Blog Tour: Interview with Sam Carrington, author of One Little Lie

by - August 01, 2018

Published by Avon
Amazon UK

About the book:

‘My name is Alice. And my son is a murderer.’

Deborah’s son was killed four years ago. Alice’s son is in prison for committing that crime.

Deborah would give anything to have her boy back, and Alice would do anything to right her son’s wrongs.

Driven by guilt and the need for redemption, Alice has started a support group for parents with troubled children. But as the network begins to grow, she soon finds out just how easy it is for one little lie to spiral out of control…

They call it mother’s intuition, but can you ever really know your own child?

A twisty and unnerving story about the price of motherhood and the unthinkable things we do to protect our children. Perfect for fans of Cara Hunter and Laura Marshall.
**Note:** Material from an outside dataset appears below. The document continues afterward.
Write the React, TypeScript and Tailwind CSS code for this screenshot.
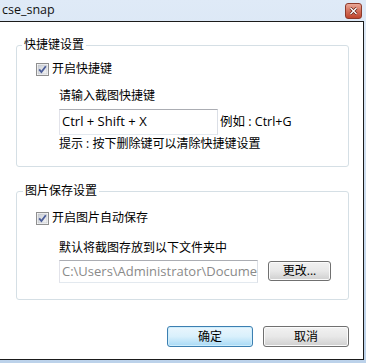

‘Sam Carrington has done it again. One Little Lie is a twisty, gripping read that deserves to fly. I loved it.’ Cass Green, bestselling author of In a Cottage In a Wood

Let's have a chat:

I always love it when I get the chance to have a little Q&A with authors; to pick their brains on how they get from the first words on the page to the final novel. I have developed a real passion for psychological thrillers in the last couple of years, so when I got the chance to ask Sam Carrington a few questions I think I literally squealed... out loud! 

Ok, enough of me, let's chat with Sam.

1. Did you always know you wanted to be a writer?

I’d long had the desire to write – I’d been buying ‘how-to’ books for years, but was just reading about writing, rather than actually writing! When my second child was born in 1997, I began a writing course but didn’t really get going with it. It wasn’t until the end of 2010 when I was ‘in-between’ jobs that I sat down and thought ‘come on – you can do this’ and began to write a short story. I then had some ups and downs for a few years and eventually began taking writing seriously at the end of 2013.

2. Did you find it hard to start writing your first book?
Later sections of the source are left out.